Vertigo the game: could it delete the horrific history of movie tie-ins?

As someone who has just suffered through the living joyless hell of the Lego Incredibles game at a six-year-old’s insistence, I am the last person who needs to be reminded that video games based on movies are the second lowest form of art, after movies based on video games.

Did you ever play the White Men Can’t Jump game on the Atari Jaguar? Did you ever play the Hudson Hawk game on the Amiga? Did you ever, for the love of all that is holy, shell out money to play the Street Fighter: The Movie game (based, in a nightmarish helix spiral of market synergy, on a film that was based on a game) on the original PlayStation? If you did – or if you’ve played games based on Scarface, Planet of the Apes, Platoon, Porky’s, The Italian Job or either of the first two Godfather films – you’ll know to instantly equate a movie licence with a terrible game.

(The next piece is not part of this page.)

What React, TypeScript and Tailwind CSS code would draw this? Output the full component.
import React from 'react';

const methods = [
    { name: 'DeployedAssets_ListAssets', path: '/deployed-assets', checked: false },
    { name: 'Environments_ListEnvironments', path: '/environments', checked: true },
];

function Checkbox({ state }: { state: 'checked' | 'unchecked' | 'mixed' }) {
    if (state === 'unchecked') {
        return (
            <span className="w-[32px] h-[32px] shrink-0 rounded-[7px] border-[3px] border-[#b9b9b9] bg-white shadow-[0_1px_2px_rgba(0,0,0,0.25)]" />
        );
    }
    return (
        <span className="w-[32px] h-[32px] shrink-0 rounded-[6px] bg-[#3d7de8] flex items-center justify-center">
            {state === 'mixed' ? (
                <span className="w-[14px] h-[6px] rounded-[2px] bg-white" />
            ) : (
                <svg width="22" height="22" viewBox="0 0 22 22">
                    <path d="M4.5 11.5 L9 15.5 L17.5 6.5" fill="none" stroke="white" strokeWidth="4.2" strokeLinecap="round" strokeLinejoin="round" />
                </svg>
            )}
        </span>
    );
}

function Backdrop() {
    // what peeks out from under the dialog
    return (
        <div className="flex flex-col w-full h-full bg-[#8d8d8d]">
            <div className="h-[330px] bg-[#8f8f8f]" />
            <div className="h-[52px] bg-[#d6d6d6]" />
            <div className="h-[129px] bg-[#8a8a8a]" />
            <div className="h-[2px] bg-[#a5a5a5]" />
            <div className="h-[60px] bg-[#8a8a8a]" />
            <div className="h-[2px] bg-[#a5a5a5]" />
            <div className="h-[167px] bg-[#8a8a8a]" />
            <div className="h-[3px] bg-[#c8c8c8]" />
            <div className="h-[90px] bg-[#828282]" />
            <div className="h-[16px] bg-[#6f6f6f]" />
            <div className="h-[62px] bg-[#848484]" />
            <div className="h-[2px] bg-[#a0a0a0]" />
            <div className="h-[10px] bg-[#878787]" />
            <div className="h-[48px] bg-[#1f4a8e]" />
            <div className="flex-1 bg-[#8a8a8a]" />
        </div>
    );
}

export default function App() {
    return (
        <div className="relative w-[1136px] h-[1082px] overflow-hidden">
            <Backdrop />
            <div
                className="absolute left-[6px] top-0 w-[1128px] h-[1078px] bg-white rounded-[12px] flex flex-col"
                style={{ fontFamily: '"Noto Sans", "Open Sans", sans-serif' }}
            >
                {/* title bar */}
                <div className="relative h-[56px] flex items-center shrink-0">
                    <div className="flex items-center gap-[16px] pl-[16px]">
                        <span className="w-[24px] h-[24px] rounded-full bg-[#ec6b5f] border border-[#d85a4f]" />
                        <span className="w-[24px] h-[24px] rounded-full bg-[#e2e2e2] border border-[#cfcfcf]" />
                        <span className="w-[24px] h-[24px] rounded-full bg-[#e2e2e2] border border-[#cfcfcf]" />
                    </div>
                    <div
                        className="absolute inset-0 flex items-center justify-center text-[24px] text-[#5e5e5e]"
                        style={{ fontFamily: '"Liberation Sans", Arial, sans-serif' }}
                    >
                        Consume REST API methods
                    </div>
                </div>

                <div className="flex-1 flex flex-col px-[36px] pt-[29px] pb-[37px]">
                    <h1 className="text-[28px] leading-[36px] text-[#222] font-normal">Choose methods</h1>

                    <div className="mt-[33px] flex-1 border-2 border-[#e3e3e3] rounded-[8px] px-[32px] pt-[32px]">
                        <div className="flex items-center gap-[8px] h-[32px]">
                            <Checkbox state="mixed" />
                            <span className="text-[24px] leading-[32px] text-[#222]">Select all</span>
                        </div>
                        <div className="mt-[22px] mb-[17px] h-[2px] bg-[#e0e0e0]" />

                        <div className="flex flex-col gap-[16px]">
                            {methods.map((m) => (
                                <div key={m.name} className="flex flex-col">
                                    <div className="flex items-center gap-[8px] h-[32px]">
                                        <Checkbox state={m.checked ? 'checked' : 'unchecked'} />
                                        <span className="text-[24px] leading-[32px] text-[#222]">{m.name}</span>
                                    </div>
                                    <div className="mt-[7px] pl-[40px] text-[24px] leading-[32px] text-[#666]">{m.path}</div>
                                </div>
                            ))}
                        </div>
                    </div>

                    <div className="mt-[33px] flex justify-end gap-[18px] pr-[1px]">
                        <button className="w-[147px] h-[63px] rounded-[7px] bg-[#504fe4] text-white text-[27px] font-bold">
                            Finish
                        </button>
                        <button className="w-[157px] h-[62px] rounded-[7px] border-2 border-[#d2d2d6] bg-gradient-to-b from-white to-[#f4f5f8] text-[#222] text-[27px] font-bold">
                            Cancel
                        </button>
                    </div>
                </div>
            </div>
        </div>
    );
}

But maybe, just maybe, this is because the game companies have been doing it wrong. For instance, it has just been announced that the French publisher Microids is about to develop a game based on Vertigo. Call me an optimist, but I’m actually looking forward to it.

This isn’t because Vertigo is widely hailed as the greatest movie ever made. Because people used to say that about Citizen Kane and, unless there was a sequence where you had to mash the X button to force your wife into an unconvincing opera career, that would be a terrible game.

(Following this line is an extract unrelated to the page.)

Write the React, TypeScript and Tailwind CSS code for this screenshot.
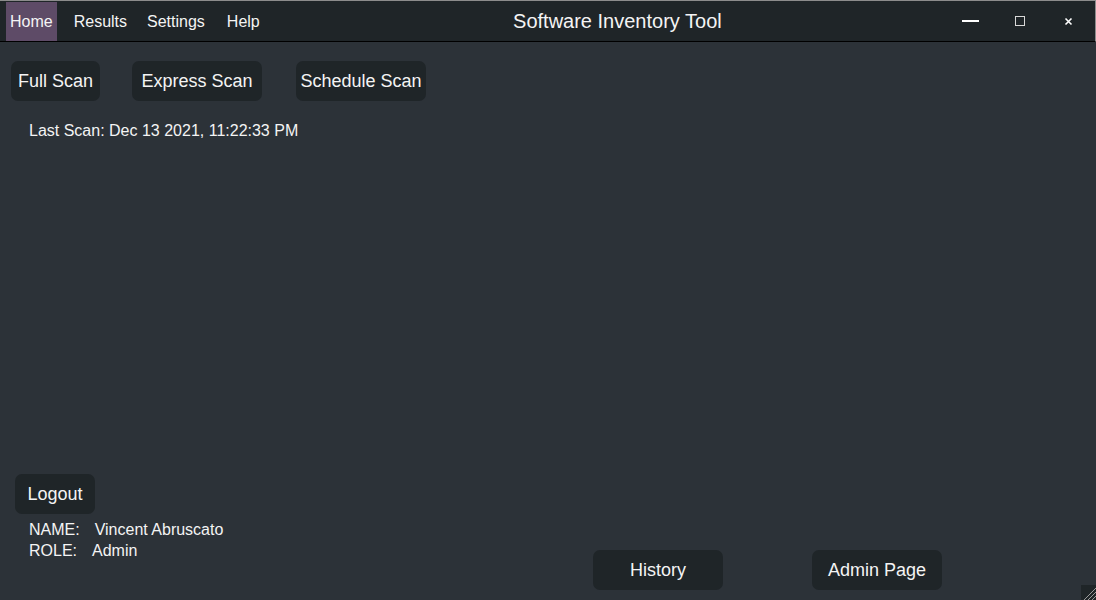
export default function App() {
  const font = { fontFamily: '"Liberation Sans", Arial, sans-serif' }
  return (
    <div className="w-[1096px] h-[600px] bg-[#2c3238] text-[#f4f4f4] flex flex-col relative overflow-hidden" style={font}>
      {/* Title bar */}
      <header className="h-[42px] flex items-stretch bg-[#1f2528] border-t border-r border-t-[#8c8c8c] border-r-[#8c8c8c] border-b border-b-black shrink-0">
        <nav className="flex items-stretch text-[16px] pl-[6px] gap-[13px] pt-[1px]">
          <span className="bg-[#5e4b67] px-[4px] flex items-center">Home</span>
          <span className="px-[4px] flex items-center">Results</span>
          <span className="px-[3px] flex items-center">Settings</span>
          <span className="ml-[3px] px-[3px] flex items-center">Help</span>
        </nav>
        <div className="flex-1 flex items-center justify-center pl-[26px] text-[20px]">Software Inventory Tool</div>
        <div className="flex items-stretch pr-[2px]">
          <button className="w-[49px] flex items-center justify-center">
            <span className="block w-[17px] h-[2px] bg-white" />
          </button>
          <button className="w-[49px] flex items-center justify-center">
            <span className="block w-[10px] h-[10px] border-[1.5px] border-[#d8d8d8]" />
          </button>
          <button className="w-[49px] flex items-center justify-center">
            <svg width="9" height="9" viewBox="0 0 9 9">
              <path d="M1.5 1.5L7.5 7.5M7.5 1.5L1.5 7.5" stroke="white" strokeWidth="1.6" />
            </svg>
          </button>
        </div>
      </header>

      {/* Main */}
      <main className="flex-1 flex flex-col pt-[19px] pb-[10px]">
        <div className="flex text-[18px]">
          <button className="ml-[11px] w-[89px] h-[40px] rounded-[7px] bg-[#1f2528] flex items-center justify-center">Full Scan</button>
          <button className="ml-[32px] w-[130px] h-[40px] rounded-[7px] bg-[#1f2528] flex items-center justify-center">Express Scan</button>
          <button className="ml-[34px] w-[130px] h-[40px] rounded-[7px] bg-[#1f2528] flex items-center justify-center whitespace-nowrap">Schedule Scan</button>
        </div>
        <p className="ml-[29px] mt-[21px] text-[16px] leading-[18px]">Last Scan: Dec 13 2021, 11:22:33 PM</p>

        <div className="flex-1" />

        <div className="flex items-end">
          <div className="w-[240px] flex flex-col mb-[29px]">
            <button className="ml-[15px] w-[80px] h-[40px] rounded-[7px] bg-[#1f2528] text-[18px] flex items-center justify-center">Logout</button>
            <div className="ml-[29px] mt-[5px] text-[16px] leading-[21px]">
              <div className="flex gap-[15px]"><span>NAME:</span><span>Vincent Abruscato</span></div>
              <div className="flex gap-[15px]"><span>ROLE:</span><span>Admin</span></div>
            </div>
          </div>
          <button className="ml-[353px] w-[130px] h-[40px] rounded-[7px] bg-[#1f2528] text-[18px] flex items-center justify-center">History</button>
          <button className="ml-[89px] w-[130px] h-[40px] rounded-[7px] bg-[#1f2528] text-[18px] flex items-center justify-center">Admin Page</button>
        </div>
      </main>

      {/* Resize grip */}
      <div className="absolute right-0 bottom-0 w-[15px] h-[15px] bg-[#1f2528]">
        <svg width="15" height="15" viewBox="0 0 15 15">
          <path d="M3 15L15 3M7 15L15 7M11 15L15 11" stroke="#9a9a9a" strokeWidth="1" />
        </svg>
      </div>
    </div>
  )
}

No, I’m excited for the Vertigo game because it is only inspired by the movie. According to reports, the Vertigo game will tell an original story that touches on all of the film’s major themes with the advantage of dipping in and out of different timelines as the protagonist attempts to separate truth from fantasy. Better yet, it’s going to touch on the wider Hitchcock oeuvre, with moments that echo Spellbound, Psycho and Rebecca.

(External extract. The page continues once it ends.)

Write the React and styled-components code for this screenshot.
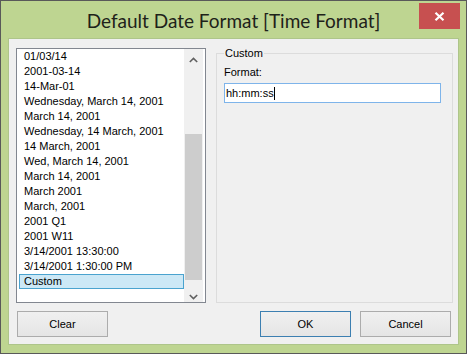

If it works, this could be the future of the movie tie-in game. Games are getting more and more cinematic by the year, so why not start making games based on a director’s aesthetic rather than simply aping the nuts-and-bolts narrative? Hitchcock is arguably the best person to start with, because he has one of the most distinctive visual styles. Think of all the suspense and intrigue and flat-out flair that a game would have if it used Hitchcock’s vision as a blueprint. Again, just to clarify, the Vertigo game might end up being crap. But at the same time, it might be great.

And if it’s a success, who knows who’ll be next? Imagine a crime game based on Martin Scorsese’s work, packed with energy and narration and every song the Rolling Stones ever recorded. I’d play that in a second. Similarly, any game framed and realised like a Wes Anderson movie, regardless of quality, would be unbelievably beautiful. Given the success of the boring and aimless Death Stranding, there’s even room for a Terrence Malick game.

Obviously there are some directors who wouldn’t suit this approach. Zack Snyder might have his fans, but a Snyder game has “45-minute unskippable cutscene” written all over it. And I worry that a David Fincher game might make you play the game 75 times in a row until it allows you to switch off the console. But let’s not get ahead of ourselves. If Vertigo is good, then we may proceed. If it isn’t, pretend this article never happened.